El Ángel Rufián
El apellido da casi tanto juego como el diputado, un insólito actor con más gracia que el resto de sus colegas en el arco parlamentario. Sus señorías son sosas y dóciles, aunque se comporten de modo faccioso con el adversario, gritando maleducadamente como si no hubiesen tenido maestros. Por el contrario, las pausas de Gabriel Rufián y el matiz acerado de sus intervenciones justifican el sueldo del parlamentario, oficio que consiste en hablar.
De ahí que este “gabriel exterminador” haya venido a posarse en el hemiciclo para inquietud de sus señorías, marcando unos tiempos verbales atestados de interrogación. El diputado de Esquerra es arrogante e interrogante, y aunque no tengamos vela en el entierro catalán de España, entendida como una, grande y gürtel, en cierto modo te sientes representado por quien no se amilana en el decir: las descalificaciones que salen de su retranca hacen justicia a una clase política en franca retirada ética.
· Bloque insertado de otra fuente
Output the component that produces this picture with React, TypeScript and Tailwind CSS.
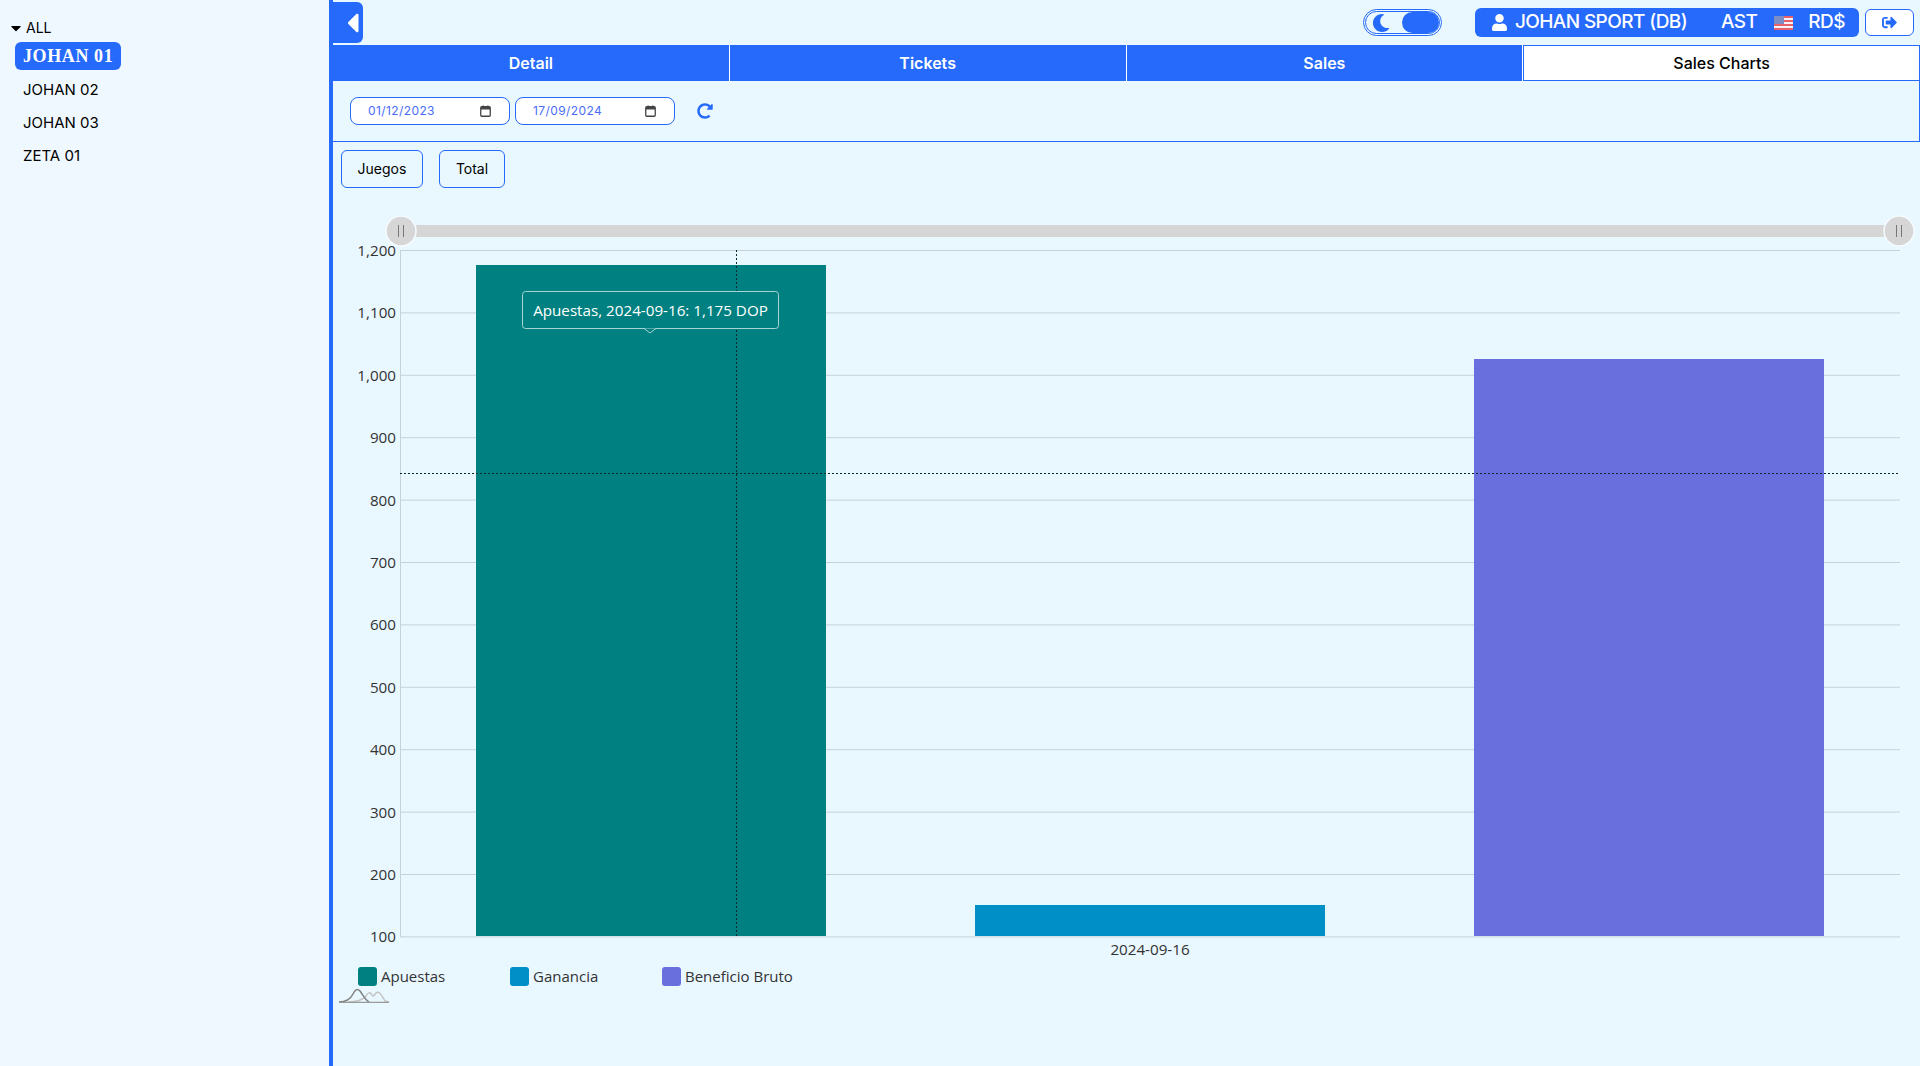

Alguien tiene que decir la verdad.
De modo que toda esa quincalla que se ha colado en el presente español, desde la presunta transición, está incómoda porque se ve reflejada en los espejos cóncavos del apellido, que el catalán lleva de familia y ellos de adjetivo. Por eso duelen las verdades de barquero que les canta el ángel Rufián. Éste que, sobre un fondo azul evasor y naranja de La China, exterminó en tres minutos de sinceridad y epitafio el socialismo de Felipe, mera palabra desnuda, mero nombre de la rosa en la Iberia de hoy.